In a recent case, the executors of a woman's estate have been ruled to be liable for Inheritance Tax (IHT) on the value of her pension fund, after she failed to take her pension when she was terminally ill.

The woman was diagnosed with cancer five months before her 60th birthday, the normal retirement date for her pension. She took no action at all in relation to taking the pension, although she received the usual pre-retirement options pack. Evidence was produced that she did not consider herself to be critically ill at her normal retirement date and that she had sufficient savings to make taking the pension unnecessary. She died ten months after she became entitled to the pension.

The pension policy commenced when the woman was 53 years old and it was set up from its commencement so that, in the event that she died before taking it, its value was to be passed into a trust for her beneficiaries. This is a common IHT planning device, which has been used to keep pension assets outside the IHT net.

The woman’s executors attempted to pass the value of the pension to her beneficiaries outside the estate, but HM Revenue and Customs (HMRC) argued that by not taking the pension, she had made a ‘transfer of value’ to the beneficiaries. The First Tier Tax Tribunal accepted HMRC’s argument that she had made a transfer of value because there had been a ‘disposition…which resulted in a loss of value’ to her estate. They argued that the three criteria for a disposition being made had been met, as follows:

  • There was a deliberate omission to exercise a right;
  • This resulted in the value of the disponor’s estate being diminished; and
  • The omission led to the value of another person’s estate or settled property becoming increased in value.

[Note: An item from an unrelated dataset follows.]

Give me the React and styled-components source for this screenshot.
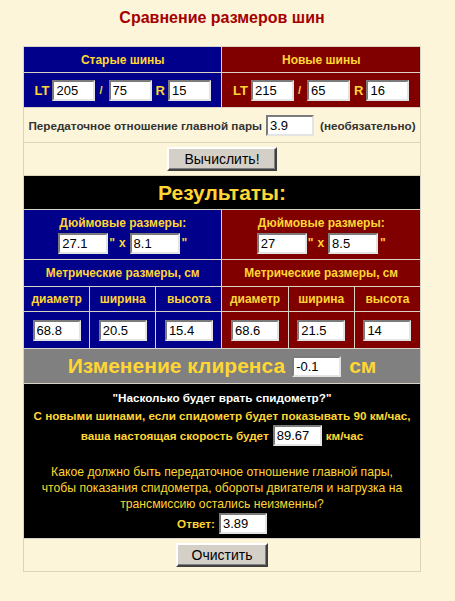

In his discussion of the applicable law, the judge commented that when dealing with acts of omission, the section of the Inheritance Act 1984 that reads ‘unless it is shown that the omission was not deliberate’ means that ‘an omission is to be treated as deliberate unless it can be shown not to have been deliberate’. In other words, the burden of proof that the woman’s omission to take the pension was not deliberate fell on her executors. As they were unable to demonstrate this, the value of the pension became part of her estate for tax purposes.